Identify the lines that contain the word "TypeScript" and copy each one.

◆ Records for processing
== == ==

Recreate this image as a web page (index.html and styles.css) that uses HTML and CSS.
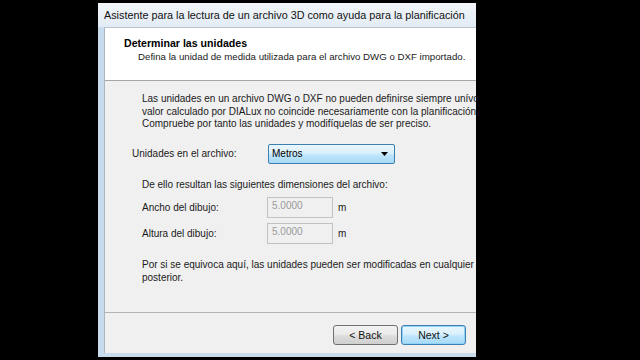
FILE: index.html
```html
<!DOCTYPE html>
<html lang="es">
<head>
<meta charset="utf-8">
<title>Asistente</title>
<link rel="stylesheet" href="styles.css">
</head>
<body>
<div class="window">
  <div class="titlebar">Asistente para la lectura de un archivo 3D como ayuda para la planificación</div>
  <div class="client">
    <div class="header">
      <div class="h-title">Determinar las unidades</div>
      <div class="h-sub">Defina la unidad de medida utilizada para el archivo DWG o DXF importado.</div>
    </div>
    <div class="body">
      <p class="para">Las unidades en un archivo DWG o DXF no pueden definirse siempre unívocamente. Puede que el<br>valor calculado por DIALux no coincide necesariamente con la planificación original.<br>Compruebe por tanto las unidades y modifíquelas de ser preciso.</p>
      <div class="row units">
        <span class="lbl-units">Unidades en el archivo:</span>
        <div class="select"><span>Metros</span><svg class="arrow" width="7" height="4" viewBox="0 0 7 4"><path d="M0 0H7L3.5 4Z" fill="#000"/></svg></div>
      </div>
      <p class="para result">De ello resultan las siguientes dimensiones del archivo:</p>
      <div class="row dim first">
        <span class="lbl-dim">Ancho del dibujo:</span>
        <div class="input">5.0000</div>
        <span class="unit">m</span>
      </div>
      <div class="row dim">
        <span class="lbl-dim">Altura del dibujo:</span>
        <div class="input">5.0000</div>
        <span class="unit">m</span>
      </div>
      <p class="para note">Por si se equivoca aquí, las unidades pueden ser modificadas en cualquier momento<br>posterior.</p>
    </div>
    <div class="footer">
      <button class="btn back">&lt; Back</button>
      <button class="btn next">Next &gt;</button>
    </div>
  </div>
</div>
</body>
</html>
```
FILE: styles.css
```css
html, body {
  margin: 0;
  padding: 0;
  background: #000;
  width: 640px;
  height: 360px;
  overflow: hidden;
}
body {
  font-family: "Liberation Sans", Arial, sans-serif;
  font-size: 10px;
  color: #1a1a1a;
}
.window {
  margin: 3px 0 0 98px;
  width: 378px;
  height: 354px;
  background: #c9dcee;
  display: flex;
  flex-direction: column;
  overflow: hidden;
}
.titlebar {
  height: 24px;
  line-height: 25px;
  padding-left: 6px;
  font-size: 10.8px;
  color: #111;
  background: linear-gradient(#f3f6fa, #e2ebf5);
  white-space: nowrap;
}
.client {
  margin-left: 6px;
  width: 420px;
  height: 325px;
  border-left: 1px solid #a9b6c4;
  border-top: 1px solid #b8c4d0;
  background: #f0f0f0;
  display: flex;
  flex-direction: column;
}
.header {
  height: 53px;
  background: #fff;
  border-bottom: 1px solid #a6a6a6;
  padding-left: 19px;
  box-sizing: border-box;
  padding-top: 9px;
}
.h-title {
  font-weight: bold;
  font-size: 10.6px;
  line-height: 13px;
  color: #000;
}
.h-sub {
  padding-left: 14px;
  line-height: 13px;
  font-size: 9.7px;
  white-space: nowrap;
}
.body {
  flex: 1;
  padding: 12px 0 0 37px;
  box-sizing: border-box;
}
.para {
  margin: 0;
  line-height: 12.5px;
  white-space: nowrap;
}
.row {
  display: flex;
  align-items: center;
}
.units {
  margin: 13px 0 0 -10px;
}
.lbl-units {
  width: 136px;
}
.select {
  width: 116px;
  height: 18px;
  border: 1px solid #3c7fb1;
  border-radius: 2px;
  background: linear-gradient(#eaf6fd 0%, #d9f0fc 45%, #bee6fd 55%, #a7d9f5 100%);
  display: flex;
  align-items: center;
  justify-content: space-between;
  padding: 0 6px 0 3px;
  box-sizing: content-box;
  color: #000;
}
.arrow {
  display: block;
}
.result {
  margin-top: 15px;
}
.dim.first {
  margin-top: 6px;
}
.dim {
  margin-top: 5px;
}
.lbl-dim {
  width: 125px;
}
.input {
  width: 60px;
  height: 19px;
  border: 1px solid #c2c2c2;
  background: #f0f0f0;
  color: #9a9a9a;
  padding-left: 4px;
  line-height: 16px;
}
.unit {
  margin-left: 5px;
}
.note {
  margin-top: 15px;
}
.footer {
  height: 40px;
  border-top: 1px solid #b3b3b3;
  display: flex;
  align-items: center;
  padding-left: 228px;
  gap: 3px;
}
.btn {
  width: 65px;
  height: 20px;
  font-family: inherit;
  font-size: 10.5px;
  color: #111;
  border-radius: 3px;
  padding: 0;
  margin-top: 4px;
}
.back {
  border: 1px solid #707070;
  background: linear-gradient(#f2f2f2 0%, #ebebeb 45%, #dddddd 55%, #cfcfcf 100%);
}
.next {
  border: 1px solid #3c7fb1;
  background: linear-gradient(#eaf6fd 0%, #d9f0fc 45%, #bee6fd 55%, #a7d9f5 100%);
  box-shadow: inset 0 0 0 1px #8fd3f7;
}
```
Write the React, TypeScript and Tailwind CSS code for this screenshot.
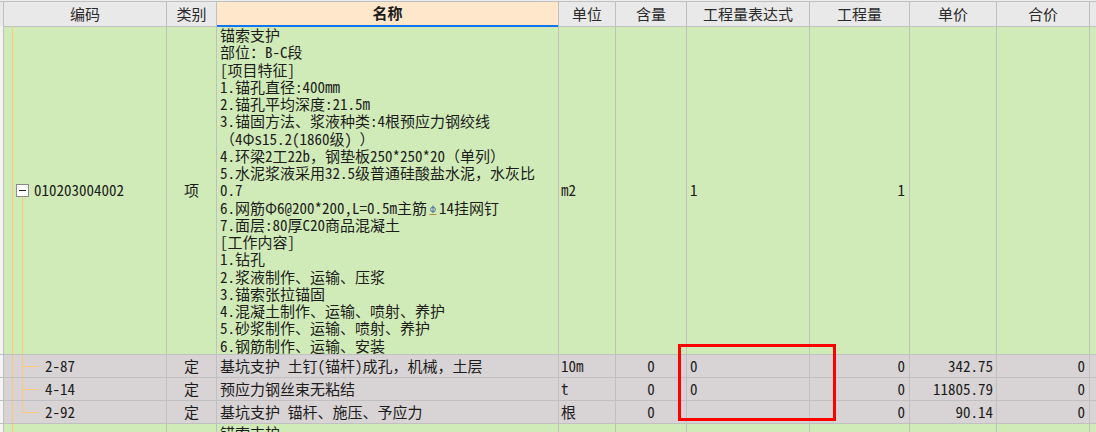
import React from 'react';

const COLS =
  'grid grid-cols-[4px_163px_50px_342px_57px_71px_123px_100px_87px_93px_6px]';
const LINE = 'border-[#c0c0c0]';
const ORANGE = 'bg-[#ffc778]';

type ChildRow = {
  code: string;
  type: string;
  name: string;
  unit: string;
  content: string;
  expr: string;
  qty: string;
  price: string;
  total: string;
};

const childRows: ChildRow[] = [
  { code: '2-87', type: '定', name: '基坑支护\u3000土钉(锚杆)成孔，机械，土层', unit: '10m', content: '0', expr: '0', qty: '0', price: '342.75', total: '0' },
  { code: '4-14', type: '定', name: '预应力钢丝束无粘结', unit: 't', content: '0', expr: '0', qty: '0', price: '11805.79', total: '0' },
  { code: '2-92', type: '定', name: '基坑支护\u3000锚杆、施压、予应力', unit: '根', content: '0', expr: '', qty: '0', price: '90.14', total: '0' },
];

// half-width latin everywhere, but keep the full-width punctuation full width
const T: React.FC<{ s: string }> = ({ s }) => (
  <>
    {s.split(/([\uFF00-\uFFEF]+)/).map((part, i) =>
      /[\uFF00-\uFFEF]/.test(part) ? (
        <span key={i} className="[font-feature-settings:normal]">
          {part}
        </span>
      ) : (
        part
      )
    )}
  </>
);

// rebar grade glyph (HRB400 style), drawn since no font has it
const Rebar = () => (
  <svg width="8" height="13" viewBox="0 0 8 13" className="inline-block align-[-2px] mx-[2px]">
    <circle cx="4" cy="6.5" r="2.4" fill="none" stroke="#4a6f9c" strokeWidth="1" />
    <line x1="4" y1="2.5" x2="4" y2="10" stroke="#4a6f9c" strokeWidth="1" />
    <line x1="0.5" y1="11.5" x2="7.5" y2="11.5" stroke="#b08a40" strokeWidth="1" />
  </svg>
);

const nameLines: React.ReactNode[] = [
  '锚索支护',
  '部位：B-C段',
  '[项目特征]',
  '1.锚孔直径:400mm',
  '2.锚孔平均深度:21.5m',
  '3.锚固方法、浆液种类:4根预应力钢绞线',
  '（4Φs15.2(1860级) ）',
  '4.环梁2工22b，钢垫板250*250*20（单列）',
  '5.水泥浆液采用32.5级普通硅酸盐水泥，水灰比',
  '0.7',
  <>6.网筋Φ6@200*200,L=0.5m主筋<Rebar />14挂网钉</>,
  '7.面层:80厚C20商品混凝土',
  '[工作内容]',
  '1.钻孔',
  '2.浆液制作、运输、压浆',
  '3.锚索张拉锚固',
  '4.混凝土制作、运输、喷射、养护',
  '5.砂浆制作、运输、喷射、养护',
  '6.钢筋制作、运输、安装',
];

const Cell: React.FC<{ className?: string; children?: React.ReactNode }> = ({ className = '', children }) => (
  <div className={`border-r border-b ${LINE} overflow-hidden whitespace-pre ${className}`}>{children}</div>
);

const headers = ['编码', '类别', '名称', '单位', '含量', '工程量表达式', '工程量', '单价', '合价'];

export default function App() {
  return (
    <div className="relative w-[1096px] h-[432px] overflow-hidden bg-[#ececec] font-['Noto_Sans_CJK_SC',sans-serif] text-[15px] text-[#1c1c1c] [font-feature-settings:'hwid']">
      <div className="h-px bg-[#ececec]" />

      {/* header */}
      <div className={`${COLS} h-[25px] border-t ${LINE} bg-[#e9e9e9]`}>
        <div className={`border-r border-b ${LINE}`} />
        {headers.map((h) =>
          h === '名称' ? (
            <div key={h} className={`border-r ${LINE} border-b-2 border-b-[#1574f0] bg-[#ffe7cb] flex items-center justify-center font-bold`}>
              {h}
            </div>
          ) : (
            <Cell key={h} className="flex items-center justify-center text-[#2a2a2a]">
              {h}
            </Cell>
          )
        )}
        <div className={`border-b ${LINE}`} />
      </div>

      {/* 清单项 */}
      <div className={`${COLS} h-[329px] bg-[#d1ebb8]`}>
        <Cell className="bg-[#f4f4f4]" />
        <Cell className="relative flex items-center pl-[12px]">
          <span className={`absolute left-[8px] top-0 bottom-0 w-px ${ORANGE}`} />
          <span className={`absolute left-[18px] top-[170px] bottom-0 w-px ${ORANGE}`} />
          <span className="relative w-[13px] h-[13px] border border-[#8a8a8a] bg-white flex items-center justify-center">
            <span className="w-[7px] h-px bg-[#222]" />
          </span>
          <span className="ml-[5px]">010203004002</span>
        </Cell>
        <Cell className="flex items-center justify-center">项</Cell>
        <Cell className="pl-[3px]">
          {nameLines.map((l, i) => (
            <div key={i} className="h-[17.25px] leading-[17.25px]">
              {typeof l === 'string' ? <T s={l} /> : l}
            </div>
          ))}
        </Cell>
        <Cell className="flex items-center pl-[2px]">m2</Cell>
        <Cell />
        <Cell className="flex items-center pl-[3px]">1</Cell>
        <Cell className="flex items-center justify-end pr-[4px]">1</Cell>
        <Cell />
        <Cell />
        <div className={`border-b ${LINE}`} />
      </div>

      {/* 定额子目 */}
      {childRows.map((r, i) => (
        <div key={r.code} className={`${COLS} h-[23px] bg-[#d8d3d4]`}>
          <Cell className="bg-[#f4f4f4]" />
          <Cell className="relative flex items-center pl-[41px]">
            <span className={`absolute left-[8px] top-0 bottom-0 w-px ${ORANGE}`} />
            <span
              className={`absolute left-[18px] top-0 w-px ${ORANGE} ${
                i === childRows.length - 1 ? 'h-[11px]' : 'bottom-0'
              }`}
            />
            <span className={`absolute left-[18px] top-[11px] w-[17px] h-px ${ORANGE}`} />
            {r.code}
          </Cell>
          <Cell className="flex items-center justify-center">{r.type}</Cell>
          <Cell className="flex items-center pl-[3px]">
            <T s={r.name} />
          </Cell>
          <Cell className="flex items-center pl-[2px]">{r.unit}</Cell>
          <Cell className="flex items-center justify-center">{r.content}</Cell>
          <Cell className="flex items-center pl-[3px]">{r.expr}</Cell>
          <Cell className="flex items-center justify-end pr-[4px]">{r.qty}</Cell>
          <Cell className="flex items-center justify-end pr-[3px]">{r.price}</Cell>
          <Cell className="flex items-center justify-end pr-[4px]">{r.total}</Cell>
          <div className={`border-b ${LINE}`} />
        </div>
      ))}

      {/* 下一条清单 */}
      <div className={`${COLS} h-[40px] bg-[#d1ebb8]`}>
        <Cell className="bg-[#f4f4f4]" />
        <Cell className="relative">
          <span className={`absolute left-[8px] top-0 bottom-0 w-px ${ORANGE}`} />
        </Cell>
        <Cell />
        <Cell className="pl-[3px] leading-[17.25px]">锚索支护</Cell>
        <Cell />
        <Cell />
        <Cell />
        <Cell />
        <Cell />
        <Cell />
        <div />
      </div>

      {/* 标注框 */}
      <div className="absolute left-[678px] top-[344px] w-[158px] h-[77px] border-[3px] border-[#ff0000]" />
    </div>
  );
}
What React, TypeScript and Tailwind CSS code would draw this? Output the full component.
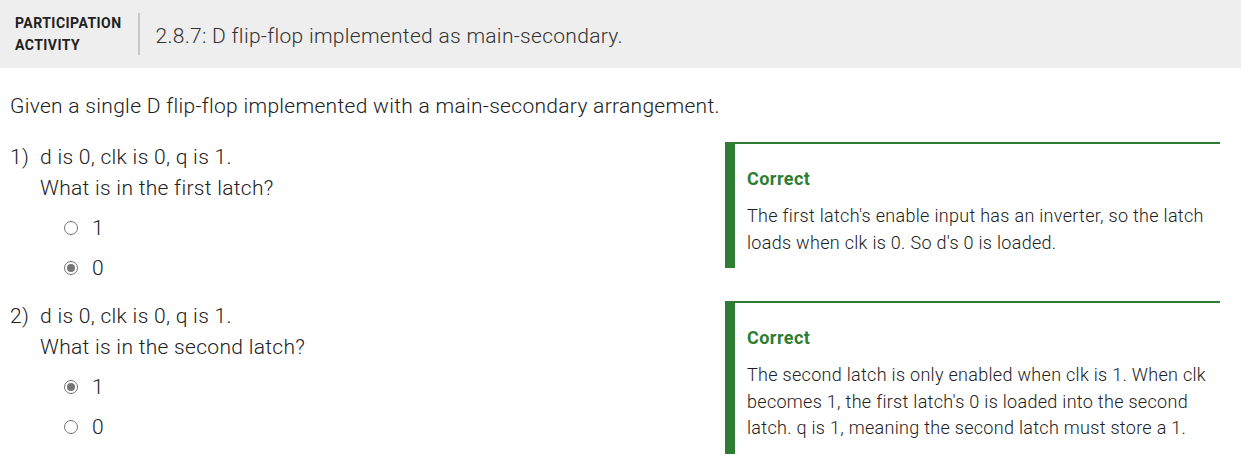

== == ==

◆ Exercise answer
Write the React, TypeScript and Tailwind CSS code for this screenshot.
What React, TypeScript and Tailwind CSS code would draw this? Output the full component.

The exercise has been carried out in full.